Sobre viajar/estar sola
Hace un año, cenando en la casa chilena del profesor que más quiero, les conté a él y a su esposa que días antes había recorrido el centro de la ciudad después de las once de la noche, al salir de mi salón de té favorito.
Ambos pusieron cara de preocupación pero su esposa me miró fijo y me dijo: "te gusta la aventura, ¿verdad?".
Desde amigas a policías me habían advertido una y otra vez que evitara ciertos lugares, días y horas. Que tomara atajos en el metro y no saliera los viernes por la tarde. Aunque nadie mencionó el centro de Santiago a la medianoche, no puedo asegurar que en efecto lo hubiera evitado porque sí, me gusta la aventura, aunque a menudo siento que la atraigo más de lo que la persigo.
"Para una mujer hispanoamericana que viaja y escribe, ambas actividades están asociadas a procesos de subjetividad femeninos y feministas", escribe Liliana Chávez Díaz. "En contextos conservadores y misóginos donde la movilidad femenina sigue asociada al riesgo y la trasgresión, tanto viajar como escribir, y hasta archivar, se convierten en actos contraculturales conscientes y liberadores".

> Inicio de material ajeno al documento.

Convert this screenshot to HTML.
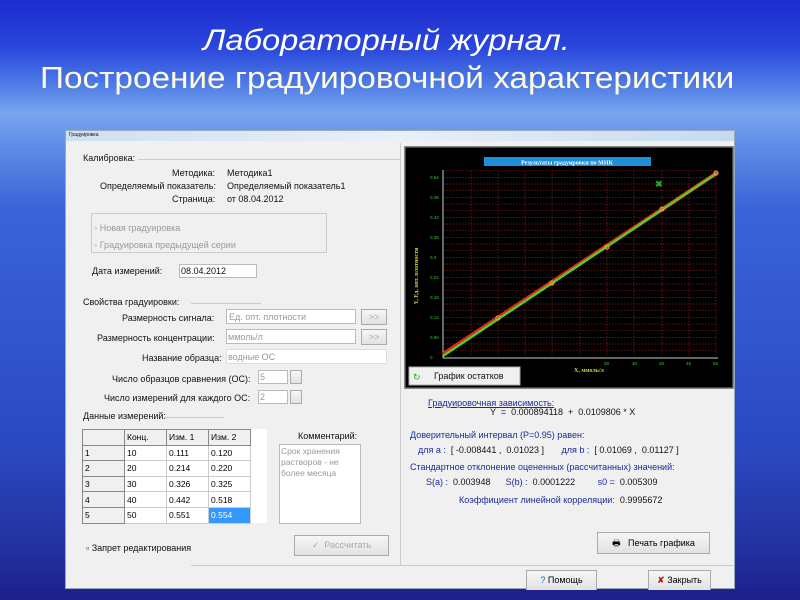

A Liliana la conocí en Halifax mientras ambas viajábamos solas, y la conocí aún más cuando dos años después nos hospedamos en una casa embrujada en Stony Brook. En su libro Viajar sola. Identidad y experiencia de viaje en autoras hispanoamericanas, también recoge esta cita: "«Viajar es una forma de mirarse, no al espejo, sino en el charco», dice Cynthia Rimsky cuando, perdida en un pueblo ucraniano, se refugia de la lluvia en el portal de una tienda. Desde su posición marginal, extranjera y parcialmente a la intemperie, la escritora, sin embargo, no deja de observarse y observar a los otros, aunque solo sea a través del reflejo turbio del agua que cae a sus pies. En lugar de seguir catalogando este tipo de narrativas del yo como literatura narcisista u objetivizante en un sentido negativo, propongo simplemente dejar de catalogarlas".
Una tarde en Santiago, en ese salón de té que amaba, de pronto sentí que el peso de hacerlo todo sola me cayó encima. Aquel día recordé que mis tías suelen contar que cuando era niña a menudo les decía 'yo lola' para todo: yo sola, siempre. Recordé también que viajar sola es una herencia de familia, me dejé ir en el acento chileno y en un libro que le robé temporalmente a un amigo colombiano, me sacudí el sentimiento y salí a recorrer Santiago, de noche, contra todas las advertencias.
Aquel día pensé también en este fragmento del libro de Liliana:
"En 1920, por ejemplo, la escritora venezolana Teresa de la Parra publicó en su ficcional Diario de una caraqueña por el lejano oriente una crónica sobre Tokio en que la narradora entabla amistad con una muchacha rusa que «es tan interesante especie que no puedo dejarla pasar en silencio sin hacer mención de ella: pertenece a la juventud feminista de Rusia. Viaja sola»".
Una noche recibo una llamada de una de mis mejores amigas, Bicky. Está en Tijuana terminando su tesis doctoral y el viaje y la estancia en solitario han empezado a calarle. Le digo lo que yo me repetí una y otra vez en ese viaje a Santiago y en otros viajes y aeropuertos solitarios, lo que es más fácil comprender cuando has atravesado la crisis: los viajes se romantizan mucho pero cuando viajas sola, realmente sola, tienes que enfrentarte a todo lo que llevas dentro, tienes que mirarte en ese charco del que hablaba Cynthia Rimsky y no apartar los ojos hasta transfigurarlo en la maravilla del espejo.
Un día antes de que aparecieran en mis recuerdos de Facebook las fotografías de aquella tarde en Santiago, un día en que estar sola había sido -de nuevo- particularmente complicado, leí una columna de Leila Guerriero que decía: "Pero a veces necesito una voz humana que me recuerde qué soy, de qué estoy hecha, para qué valía la pena irse tan lejos, estar tan sola, ser siempre la que se va".
Resulta que esa voz humana siempre ha sido la mía.